If two months pass without a response, the decision is deemed implicitly rejected. You can then bring the matter before the administrative court. Filing the judicial appeal must take place within 2 months following that expiration date, otherwise your right expires definitively.

An explicit rejection, justified in writing, gives you additional advantages: you know the reasons for the refusal and can structure your judicial argument by refuting them point by point. The administration's response must be reasoned in RAPO cases, which enriches your subsequent judicial file.

In RAPO litigation, you must then challenge the rejection decision itself, not the original administrative decision. This procedural subtlety is crucial: a court brief addressed to the wrong subject will be dismissed for lack of admissibility.

Common pitfalls to avoid in an appeal procedure

Many well-intentioned requests fail simply because the applicant committed an elementary procedural error. Particular vigilance on these treacherous points greatly increases the chances of success.

Deadline errors and incorrect recipients

Late sending remains the most frequent and irreparable mistake. Calculate precisely when you received the notification and do not wait until the last days of the period to send your appeal. A respected but tight deadline leaves no room for postal mistakes.

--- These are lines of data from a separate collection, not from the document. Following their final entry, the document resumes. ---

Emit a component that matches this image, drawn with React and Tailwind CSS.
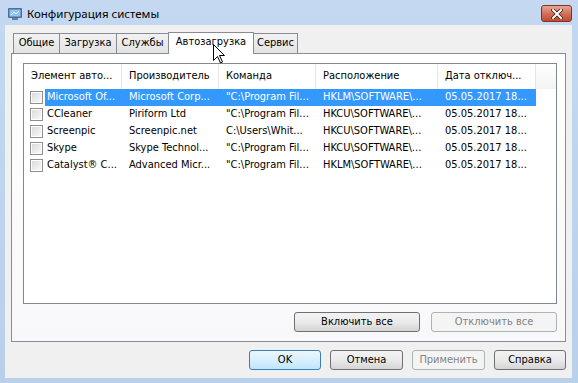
import React from 'react';

const rows = [
  ['Microsoft Of...', 'Microsoft Corp...', '"C:\\Program Fil...', 'HKLM\\SOFTWARE\\...', '05.05.2017 18...'],
  ['CCleaner', 'Piriform Ltd', '"C:\\Program Fil...', 'HKCU\\SOFTWARE\\...', '05.05.2017 18...'],
  ['Screenpic', 'Screenpic.net', 'C:\\Users\\Whit...', 'HKCU\\SOFTWARE\\...', '05.05.2017 18...'],
  ['Skype', 'Skype Technol...', '"C:\\Program Fil...', 'HKCU\\SOFTWARE\\...', '05.05.2017 18...'],
  ['Catalyst® C...', 'Advanced Micr...', '"C:\\Program Fil...', 'HKLM\\SOFTWARE\\...', '05.05.2017 18...'],
];

const headers = ['Элемент авто...', 'Производитель', 'Команда', 'Расположение', 'Дата отключ...'];
const colW = ['w-[98px]', 'w-[97px]', 'w-[97px]', 'w-[122px]', 'w-[98px]'];

function Checkbox() {
  return (
    <div className="w-[13px] h-[13px] border border-[#8f8f8f] bg-white p-[1px] shrink-0">
      <div className="w-full h-full bg-gradient-to-br from-[#dcdcdc] to-[#f8f8f8]" />
    </div>
  );
}

function Button({ children, disabled, primary, className = '' }) {
  let look = 'border-[#707070] bg-gradient-to-b from-[#f2f2f2] via-[#ebebeb] to-[#d4d4d4] text-black';
  if (disabled) look = 'border-[#adb2b5] bg-[#f4f4f4] text-[#838383]';
  if (primary) look = 'border-[#3c7fb1] bg-gradient-to-b from-[#eaf6fd] via-[#d9f0fc] to-[#bee6fd] text-black';
  return (
    <div className={`h-[20px] border rounded-[3px] flex items-center justify-center text-[11px] ${look} ${className}`}>
      {children}
    </div>
  );
}

function Tab({ label, active, className = '' }) {
  if (active) {
    return (
      <div className={`relative z-10 h-[22px] -mb-px bg-white border border-b-0 border-[#898c95] flex items-center justify-center pb-[2px] ${className}`}>
        {label}
      </div>
    );
  }
  return (
    <div className={`h-[20px] border border-b-0 border-[#898c95] -ml-px first:ml-0 bg-gradient-to-b from-[#f2f2f2] to-[#e3e3e3] flex items-center justify-center ${className}`}>
      {label}
    </div>
  );
}

export default function App() {
  return (
    <div
      className="w-[578px] h-[383px] bg-gradient-to-b from-[#c4d9f1] to-[#b8d0ea] flex flex-col text-[11px] text-black"
      style={{ fontFamily: '"DejaVu Sans Condensed", "DejaVu Sans", sans-serif' }}
    >
      {/* Title bar */}
      <div className="h-[25px] flex items-start shrink-0">
        <svg width="16" height="14" viewBox="0 0 16 14" className="ml-[7px] mt-[7px]">
          <rect x="1" y="1" width="14" height="10" rx="1" fill="#4a6f9e" />
          <rect x="2.5" y="2.5" width="11" height="7" fill="#8fc6f2" />
          <path d="M4 8 L7 5 L9 7 L12 4" stroke="#ffffff" strokeWidth="1" fill="none" />
          <rect x="5" y="11" width="6" height="2" fill="#6d7f95" />
        </svg>
        <span
          className="ml-[4px] mt-[5px] text-[11.5px] text-black"
          style={{ fontFamily: '"Noto Sans", sans-serif' }}
        >
          Конфигурация системы
        </span>
        <div className="ml-auto mr-[6px] mt-[5px] w-[31px] h-[17px] rounded-[3px] border border-[#7a3526] bg-gradient-to-b from-[#e8a594] via-[#d4705a] to-[#c24a30] flex items-center justify-center">
          <svg width="12" height="10" viewBox="0 0 12 10">
            <path d="M2 1 L10 9 M10 1 L2 9" stroke="#3a1e18" strokeWidth="3.6" strokeLinecap="square" />
            <path d="M2 1 L10 9 M10 1 L2 9" stroke="#ffffff" strokeWidth="2" strokeLinecap="square" />
          </svg>
        </div>
      </div>

      {/* Client area */}
      <div className="flex-1 ml-[5px] mr-[6px] mb-[5px] bg-[#f0f0f0] flex flex-col px-[6px] pt-[6px]">
        {/* Tabs */}
        <div className="flex items-end h-[22px] pl-[2px]">
          <Tab label="Общие" className="w-[47px]" />
          <Tab label="Загрузка" className="w-[58px]" />
          <Tab label="Службы" className="w-[53px]" />
          <Tab label="Автозагрузка" active className="w-[86px] -ml-px" />
          <Tab label="Сервис" className="w-[45px]" />
        </div>

        {/* Tab panel */}
        <div className="h-[289px] border border-[#898c95] bg-gradient-to-b from-white to-[#f8f8fa] flex flex-col pl-[11px] pr-[8px] pt-[9px]">
          {/* List view */}
          <div className="h-[241px] border border-[#828790] bg-white flex flex-col overflow-hidden">
            <div className="h-[25px] flex shrink-0">
              {headers.map((h, i) => (
                <div
                  key={h}
                  className={`${colW[i]} shrink-0 border-r border-[#e5e5e5] flex items-center pl-[7px] whitespace-nowrap overflow-hidden`}
                >
                  {h}
                </div>
              ))}
              <div className="flex-1 bg-gradient-to-b from-white to-[#f3f3f3]" />
            </div>
            {rows.map((r, ri) => (
              <div key={ri} className="h-[17px] flex items-center">
                <div className="w-[98px] shrink-0 flex items-center pl-[6px] h-full">
                  <Checkbox />
                  <div
                    className={`ml-[2px] h-full flex-1 flex items-center pl-[2px] whitespace-nowrap overflow-hidden ${ri === 0 ? 'bg-[#3399ff] text-white' : ''}`}
                  >
                    {r[0]}
                  </div>
                </div>
                {r.slice(1).map((c, ci) => (
                  <div
                    key={ci}
                    className={`${colW[ci + 1]} shrink-0 h-full flex items-center pl-[7px] whitespace-nowrap overflow-hidden ${ri === 0 ? 'bg-[#3399ff] text-white' : ''}`}
                  >
                    {c}
                  </div>
                ))}
              </div>
            ))}
          </div>

          <div className="flex justify-end gap-[11px] mt-[8px]">
            <Button className="w-[126px]">Включить все</Button>
            <Button disabled className="w-[126px]">Отключить все</Button>
          </div>
        </div>

        {/* Dialog buttons */}
        <div className="flex justify-end gap-[9px] mt-[8px]">
          <Button primary className="w-[72px]">OK</Button>
          <Button className="w-[73px]">Отмена</Button>
          <Button disabled className="w-[73px]">Применить</Button>
          <Button className="w-[72px]">Справка</Button>
        </div>
      </div>

      {/* Mouse cursor */}
      <svg width="13" height="20" viewBox="0 0 13 20" className="absolute left-[213px] top-[44px] z-20">
        <path d="M0.5 0.5 L0.5 16.5 L4.5 12.5 L7.5 19 L9.5 18 L6.5 11.5 L11.5 11.5 Z" fill="#ffffff" stroke="#000000" strokeWidth="1" strokeLinejoin="miter" />
      </svg>
    </div>
  );
}
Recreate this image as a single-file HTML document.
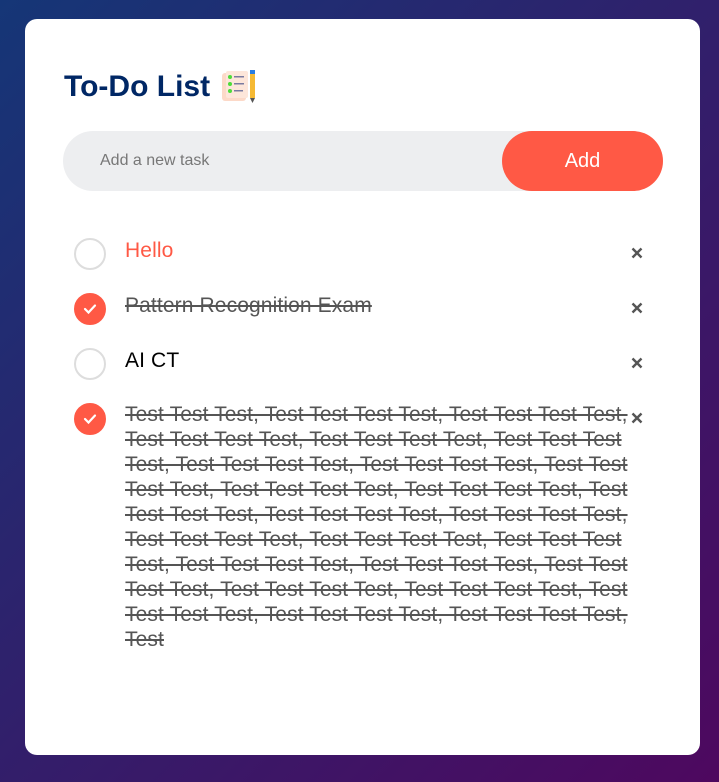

Addressing your request for reconsideration to the hierarchical superior or vice versa constitutes a serious mistake. Although some courts show some tolerance, why take the risk? Check carefully with the administration the correct recipient before sending.

Insufficiently motivated letter and forgotten documents

A generic letter of the type “I contest your decision because I disagree” will be treated as negligible. The administration expects a legal and factual analysis demonstrating how the decision violates the applicable rules. Take the time to structure your reasoning.

Failing to attach a copy of the contested decision creates an immediate administrative complication. The officer in charge will have to search for the original in the files, which delays processing. Including copies of essential documents already in the file greatly speeds up the process.